Order is not one option among two. It is the condition under which anything can appear as determinate at all.
5. Dissolution of the problem-space
Once the contrast space is corrected, the question “Why is there order rather than chaos?” no longer holds.
It depends on:
- treating order and chaos as co-equal alternatives
- imagining a global state of pure disorder
- assuming that pattern is contingent relative to its absence
If these assumptions are withdrawn, the explanatory demand dissolves.
There is no need to explain why order “wins out” over chaos, because chaos, as a total state, was never a coherent alternative within the conditions of construal.

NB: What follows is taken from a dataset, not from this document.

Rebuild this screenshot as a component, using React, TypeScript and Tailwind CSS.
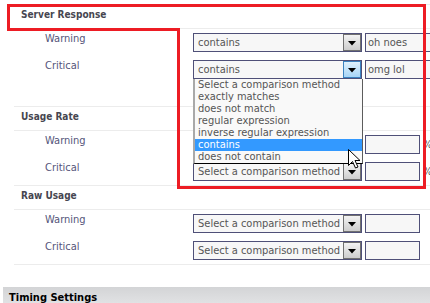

What remains is not a mystery about the presence of order, but a recognition that order is intrinsic to the possibility of anything appearing as structured in the first place.
6. Residual attraction
The question persists because the contrast between order and chaos is deeply embedded in both cognition and culture.
It is reinforced by:
- everyday experiences of breakdown, randomness, and unpredictability
- scientific models that use “chaos” to describe sensitivity to initial conditions or complex dynamics
- narrative structures that oppose structure to disorder
- a tendency to project local instability onto global metaphysical possibilities
These influences make it feel as though chaos is always waiting as a genuine alternative.
But this feeling arises from extending a local category beyond its domain of validity.
Closing remark
“Why is there order rather than chaos?” appears to ask why structure exists at all.
Once that contrast is corrected, the question no longer demands an answer.
Order does not need to be selected over chaos.
It is what makes anything recognisable—chaotic or otherwise—possible in the first place.